'''

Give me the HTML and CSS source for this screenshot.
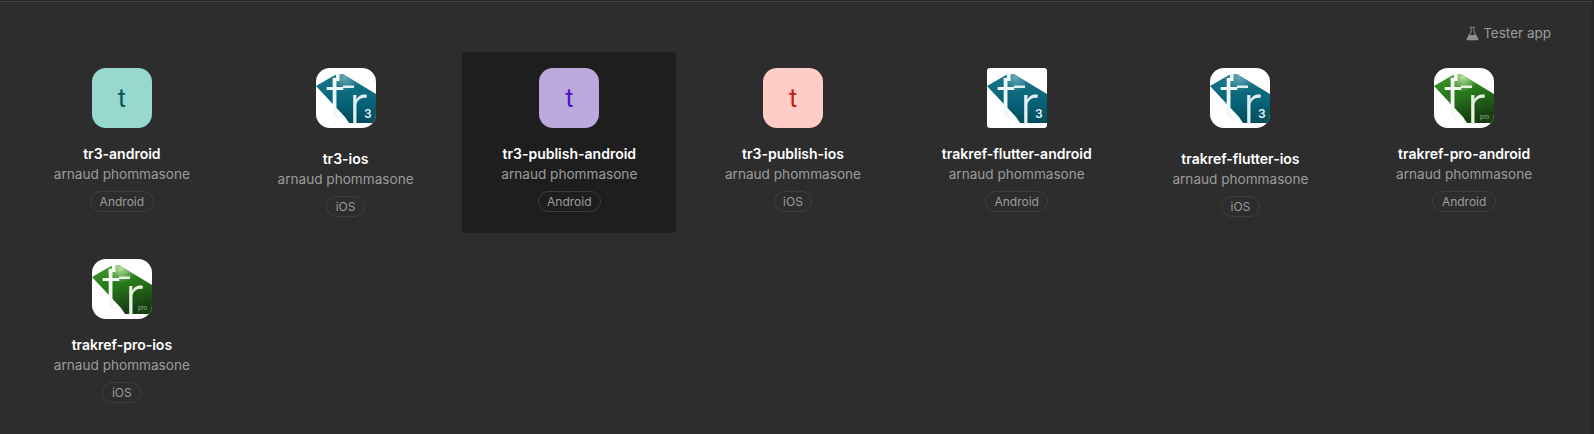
FILE: index.html
```html
<!DOCTYPE html>
<html lang="en">
<head>
    <meta charset="UTF-8">
    <meta name="viewport" content="width=device-width, initial-scale=1.0">
    <title>Apps</title>
    <link rel="stylesheet" href="styles.css">
</head>
<body>
    <!-- Logos shared by the cards -->
    <svg class="sprite" aria-hidden="true">
        <defs>
            <linearGradient id="teal-body" x1="0" y1="0" x2="0" y2="1">
                <stop offset="0" stop-color="#1b7686"/>
                <stop offset="0.55" stop-color="#07647a"/>
                <stop offset="1" stop-color="#014c5c"/>
            </linearGradient>
            <radialGradient id="teal-glow" gradientUnits="userSpaceOnUse" cx="29" cy="9" r="15">
                <stop offset="0" stop-color="#7fb9c3" stop-opacity="0.75"/>
                <stop offset="1" stop-color="#7fb9c3" stop-opacity="0"/>
            </radialGradient>
            <linearGradient id="green-body" x1="0" y1="0" x2="0.3" y2="1">
                <stop offset="0" stop-color="#3f9a2c"/>
                <stop offset="0.55" stop-color="#26731b"/>
                <stop offset="1" stop-color="#173f12"/>
            </linearGradient>
            <radialGradient id="green-glow" gradientUnits="userSpaceOnUse" cx="29" cy="9" r="15">
                <stop offset="0" stop-color="#c4ecae" stop-opacity="0.9"/>
                <stop offset="1" stop-color="#c4ecae" stop-opacity="0"/>
            </radialGradient>
            <symbol id="logo-tr3" viewBox="0 0 60 60">
                <rect width="60" height="60" fill="#fff"/>
                <polygon points="0,18 19,7 27,6 60,26 60,55 33,55 29,49" fill="url(#teal-body)"/>
                <polygon points="0,18 19,7 27,6 60,26 60,55 33,55 29,49" fill="url(#teal-glow)"/>
                <rect x="20" y="5" width="3.500" height="8" fill="#f1f8f9"/>
                <rect x="27" y="17.500" width="11" height="2.500" fill="#e2eff2"/>
                <text class="logo-letter" x="10" y="51" font-size="62" fill="#f1f8f9">t</text>
                <text class="logo-letter" x="33" y="56" font-size="55" fill="#e2eff2">r</text>
                <text class="logo-num" x="48" y="50" font-size="12" fill="#e6f1f3">3</text>
            </symbol>
            <symbol id="logo-pro" viewBox="0 0 60 60">
                <rect width="60" height="60" fill="#fff"/>
                <polygon points="0,18 19,7 27,6 60,26 60,55 33,55 29,49" fill="url(#green-body)"/>
                <polygon points="0,18 19,7 27,6 60,26 60,55 33,55 29,49" fill="url(#green-glow)"/>
                <rect x="20" y="5" width="3.500" height="8" fill="#f5faf2"/>
                <rect x="27" y="17.500" width="11" height="2.500" fill="#e8f3e2"/>
                <text class="logo-letter" x="10" y="51" font-size="62" fill="#f5faf2">t</text>
                <text class="logo-letter" x="33" y="56" font-size="55" fill="#e8f3e2">r</text>
                <text class="logo-pro" x="46" y="51" font-size="6" fill="#9fb298">pro</text>
            </symbol>
        </defs>
    </svg>

    <div class="page">
        <div class="toolbar">
            <span class="tester-link">
                <svg class="flask" viewBox="0 0 14 16">
                    <path d="M4.2 .6h5.6v1H9v4.6l4.3 7.400c.5.9-.1 1.800-1.100 1.800H1.800c-1 0-1.600-.9-1.100-1.800L5 6.200V1.600H4.200z M6 1.600v4.900L4.300 9.500h5.400L8 6.500V1.600z" fill-rule="evenodd"/>
                </svg>
                Tester app
            </span>
        </div>

        <div class="app-grid">
            <div class="app-card">
                <div class="app-icon icon-teal">t</div>
                <div class="app-name">tr3-android</div>
                <div class="app-owner">arnaud phommasone</div>
                <span class="app-platform">Android</span>
            </div>
            <div class="app-card">
                <svg class="app-icon logo-ios"><use href="#logo-tr3"/></svg>
                <div class="app-name">tr3-ios</div>
                <div class="app-owner">arnaud phommasone</div>
                <span class="app-platform">iOS</span>
            </div>
            <div class="app-card selected">
                <div class="app-icon icon-purple">t</div>
                <div class="app-name">tr3-publish-android</div>
                <div class="app-owner">arnaud phommasone</div>
                <span class="app-platform">Android</span>
            </div>
            <div class="app-card">
                <div class="app-icon icon-pink">t</div>
                <div class="app-name">tr3-publish-ios</div>
                <div class="app-owner">arnaud phommasone</div>
                <span class="app-platform">iOS</span>
            </div>
            <div class="app-card">
                <svg class="app-icon logo-square"><use href="#logo-tr3"/></svg>
                <div class="app-name">trakref-flutter-android</div>
                <div class="app-owner">arnaud phommasone</div>
                <span class="app-platform">Android</span>
            </div>
            <div class="app-card">
                <svg class="app-icon logo-ios"><use href="#logo-tr3"/></svg>
                <div class="app-name">trakref-flutter-ios</div>
                <div class="app-owner">arnaud phommasone</div>
                <span class="app-platform">iOS</span>
            </div>
            <div class="app-card">
                <svg class="app-icon"><use href="#logo-pro"/></svg>
                <div class="app-name">trakref-pro-android</div>
                <div class="app-owner">arnaud phommasone</div>
                <span class="app-platform">Android</span>
            </div>
            <div class="app-card">
                <svg class="app-icon"><use href="#logo-pro"/></svg>
                <div class="app-name">trakref-pro-ios</div>
                <div class="app-owner">arnaud phommasone</div>
                <span class="app-platform">iOS</span>
            </div>
        </div>
    </div>
</body>
</html>
```

FILE: styles.css
```css
html, body {
    height: 100%;
}

body {
    box-sizing: border-box;
    margin: 0;
    border-top: 1px solid #262626;
    background: #2d2d2d;
    font-family: 'Inter', 'Liberation Sans', sans-serif;
    overflow: hidden;
}

.sprite {
    position: absolute;
    width: 0;
    height: 0;
}

.page {
    box-sizing: border-box;
    height: 100%;
    padding: 0 20px 0 15px;
    border-top: 1px solid #454545;
    border-right: 3px solid #282828;
}

.toolbar {
    display: flex;
    justify-content: flex-end;
    height: 50px;
    padding: 21px 20px 0 0;
    box-sizing: border-box;
}

.tester-link {
    display: flex;
    align-items: center;
    gap: 4px;
    height: 20px;
    font-size: 13.5px;
    color: #9c9c9c;
}

.flask {
    width: 13px;
    height: 15px;
    fill: #8f8f8f;
}

.app-grid {
    display: grid;
    grid-template-columns: repeat(7, 1fr);
    gap: 10px;
}

.app-card {
    display: flex;
    flex-direction: column;
    align-items: center;
    padding: 16px 0;
    border-radius: 4px;
}

.app-card.selected {
    background: #1e1e1e;
}

.app-icon {
    display: flex;
    align-items: center;
    justify-content: center;
    flex: none;
    width: 60px;
    height: 60px;
    margin-bottom: 16px;
    border-radius: 14px;
    font-family: 'Roboto', sans-serif;
    font-size: 25px;
}

.logo-ios {
    margin-bottom: 21px;
}

.logo-square {
    border-radius: 3px;
}

.icon-teal {
    background: #97d9cf;
    color: #03594d;
}

.icon-purple {
    background: #bcaadc;
    color: #4a12cf;
}

.icon-pink {
    background: #ffccc6;
    color: #c31c1c;
}

.logo-letter {
    font-family: 'Roboto', sans-serif;
    font-weight: 300;
}

.logo-num {
    font-family: 'Inter', sans-serif;
    font-weight: 600;
}

.logo-pro {
    font-family: 'Inter', sans-serif;
}

.app-name {
    font-size: 14px;
    font-weight: 600;
    line-height: 20px;
    color: #fff;
}

.app-owner {
    font-size: 13.6px;
    line-height: 20px;
    color: #9c9c9c;
}

.app-platform {
    box-sizing: border-box;
    height: 21px;
    margin-top: 7px;
    padding: 0 8.500px;
    border: 1px solid #3e3e3e;
    border-radius: 11px;
    font-size: 12px;
    line-height: 19px;
    color: #9c9c9c;
}
```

'''

Leave out the pictures and retype every line above exactly.

Give me the HTML and CSS source for this screenshot.
FILE: index.html
```html
<!DOCTYPE html>
<html lang="en">
<head>
    <meta charset="UTF-8">
    <meta name="viewport" content="width=device-width, initial-scale=1.0">
    <title>Apps</title>
    <link rel="stylesheet" href="styles.css">
</head>
<body>
    <!-- Logos shared by the cards -->
    <svg class="sprite" aria-hidden="true">
        <defs>
            <linearGradient id="teal-body" x1="0" y1="0" x2="0" y2="1">
                <stop offset="0" stop-color="#1b7686"/>
                <stop offset="0.55" stop-color="#07647a"/>
                <stop offset="1" stop-color="#014c5c"/>
            </linearGradient>
            <radialGradient id="teal-glow" gradientUnits="userSpaceOnUse" cx="29" cy="9" r="15">
                <stop offset="0" stop-color="#7fb9c3" stop-opacity="0.75"/>
                <stop offset="1" stop-color="#7fb9c3" stop-opacity="0"/>
            </radialGradient>
            <linearGradient id="green-body" x1="0" y1="0" x2="0.3" y2="1">
                <stop offset="0" stop-color="#3f9a2c"/>
                <stop offset="0.55" stop-color="#26731b"/>
                <stop offset="1" stop-color="#173f12"/>
            </linearGradient>
            <radialGradient id="green-glow" gradientUnits="userSpaceOnUse" cx="29" cy="9" r="15">
                <stop offset="0" stop-color="#c4ecae" stop-opacity="0.9"/>
                <stop offset="1" stop-color="#c4ecae" stop-opacity="0"/>
            </radialGradient>
            <symbol id="logo-tr3" viewBox="0 0 60 60">
                <rect width="60" height="60" fill="#fff"/>
                <polygon points="0,18 19,7 27,6 60,26 60,55 33,55 29,49" fill="url(#teal-body)"/>
                <polygon points="0,18 19,7 27,6 60,26 60,55 33,55 29,49" fill="url(#teal-glow)"/>
                <rect x="20" y="5" width="3.500" height="8" fill="#f1f8f9"/>
                <rect x="27" y="17.500" width="11" height="2.500" fill="#e2eff2"/>
                <text class="logo-letter" x="10" y="51" font-size="62" fill="#f1f8f9">t</text>
                <text class="logo-letter" x="33" y="56" font-size="55" fill="#e2eff2">r</text>
                <text class="logo-num" x="48" y="50" font-size="12" fill="#e6f1f3">3</text>
            </symbol>
            <symbol id="logo-pro" viewBox="0 0 60 60">
                <rect width="60" height="60" fill="#fff"/>
                <polygon points="0,18 19,7 27,6 60,26 60,55 33,55 29,49" fill="url(#green-body)"/>
                <polygon points="0,18 19,7 27,6 60,26 60,55 33,55 29,49" fill="url(#green-glow)"/>
                <rect x="20" y="5" width="3.500" height="8" fill="#f5faf2"/>
                <rect x="27" y="17.500" width="11" height="2.500" fill="#e8f3e2"/>
                <text class="logo-letter" x="10" y="51" font-size="62" fill="#f5faf2">t</text>
                <text class="logo-letter" x="33" y="56" font-size="55" fill="#e8f3e2">r</text>
                <text class="logo-pro" x="46" y="51" font-size="6" fill="#9fb298">pro</text>
            </symbol>
        </defs>
    </svg>

    <div class="page">
        <div class="toolbar">
            <span class="tester-link">
                <svg class="flask" viewBox="0 0 14 16">
                    <path d="M4.2 .6h5.6v1H9v4.6l4.3 7.400c.5.9-.1 1.800-1.100 1.800H1.800c-1 0-1.600-.9-1.100-1.800L5 6.200V1.600H4.200z M6 1.600v4.900L4.300 9.500h5.400L8 6.500V1.600z" fill-rule="evenodd"/>
                </svg>
                Tester app
            </span>
        </div>

        <div class="app-grid">
            <div class="app-card">
                <div class="app-icon icon-teal">t</div>
                <div class="app-name">tr3-android</div>
                <div class="app-owner">arnaud phommasone</div>
                <span class="app-platform">Android</span>
            </div>
            <div class="app-card">
                <svg class="app-icon logo-ios"><use href="#logo-tr3"/></svg>
                <div class="app-name">tr3-ios</div>
                <div class="app-owner">arnaud phommasone</div>
                <span class="app-platform">iOS</span>
            </div>
            <div class="app-card selected">
                <div class="app-icon icon-purple">t</div>
                <div class="app-name">tr3-publish-android</div>
                <div class="app-owner">arnaud phommasone</div>
                <span class="app-platform">Android</span>
            </div>
            <div class="app-card">
                <div class="app-icon icon-pink">t</div>
                <div class="app-name">tr3-publish-ios</div>
                <div class="app-owner">arnaud phommasone</div>
                <span class="app-platform">iOS</span>
            </div>
            <div class="app-card">
                <svg class="app-icon logo-square"><use href="#logo-tr3"/></svg>
                <div class="app-name">trakref-flutter-android</div>
                <div class="app-owner">arnaud phommasone</div>
                <span class="app-platform">Android</span>
            </div>
            <div class="app-card">
                <svg class="app-icon logo-ios"><use href="#logo-tr3"/></svg>
                <div class="app-name">trakref-flutter-ios</div>
                <div class="app-owner">arnaud phommasone</div>
                <span class="app-platform">iOS</span>
            </div>
            <div class="app-card">
                <svg class="app-icon"><use href="#logo-pro"/></svg>
                <div class="app-name">trakref-pro-android</div>
                <div class="app-owner">arnaud phommasone</div>
                <span class="app-platform">Android</span>
            </div>
            <div class="app-card">
                <svg class="app-icon"><use href="#logo-pro"/></svg>
                <div class="app-name">trakref-pro-ios</div>
                <div class="app-owner">arnaud phommasone</div>
                <span class="app-platform">iOS</span>
            </div>
        </div>
    </div>
</body>
</html>
```

FILE: styles.css
```css
html, body {
    height: 100%;
}

body {
    box-sizing: border-box;
    margin: 0;
    border-top: 1px solid #262626;
    background: #2d2d2d;
    font-family: 'Inter', 'Liberation Sans', sans-serif;
    overflow: hidden;
}

.sprite {
    position: absolute;
    width: 0;
    height: 0;
}

.page {
    box-sizing: border-box;
    height: 100%;
    padding: 0 20px 0 15px;
    border-top: 1px solid #454545;
    border-right: 3px solid #282828;
}

.toolbar {
    display: flex;
    justify-content: flex-end;
    height: 50px;
    padding: 21px 20px 0 0;
    box-sizing: border-box;
}

.tester-link {
    display: flex;
    align-items: center;
    gap: 4px;
    height: 20px;
    font-size: 13.5px;
    color: #9c9c9c;
}

.flask {
    width: 13px;
    height: 15px;
    fill: #8f8f8f;
}

.app-grid {
    display: grid;
    grid-template-columns: repeat(7, 1fr);
    gap: 10px;
}

.app-card {
    display: flex;
    flex-direction: column;
    align-items: center;
    padding: 16px 0;
    border-radius: 4px;
}

.app-card.selected {
    background: #1e1e1e;
}

.app-icon {
    display: flex;
    align-items: center;
    justify-content: center;
    flex: none;
    width: 60px;
    height: 60px;
    margin-bottom: 16px;
    border-radius: 14px;
    font-family: 'Roboto', sans-serif;
    font-size: 25px;
}

.logo-ios {
    margin-bottom: 21px;
}

.logo-square {
    border-radius: 3px;
}

.icon-teal {
    background: #97d9cf;
    color: #03594d;
}

.icon-purple {
    background: #bcaadc;
    color: #4a12cf;
}

.icon-pink {
    background: #ffccc6;
    color: #c31c1c;
}

.logo-letter {
    font-family: 'Roboto', sans-serif;
    font-weight: 300;
}

.logo-num {
    font-family: 'Inter', sans-serif;
    font-weight: 600;
}

.logo-pro {
    font-family: 'Inter', sans-serif;
}

.app-name {
    font-size: 14px;
    font-weight: 600;
    line-height: 20px;
    color: #fff;
}

.app-owner {
    font-size: 13.6px;
    line-height: 20px;
    color: #9c9c9c;
}

.app-platform {
    box-sizing: border-box;
    height: 21px;
    margin-top: 7px;
    padding: 0 8.500px;
    border: 1px solid #3e3e3e;
    border-radius: 11px;
    font-size: 12px;
    line-height: 19px;
    color: #9c9c9c;
}
```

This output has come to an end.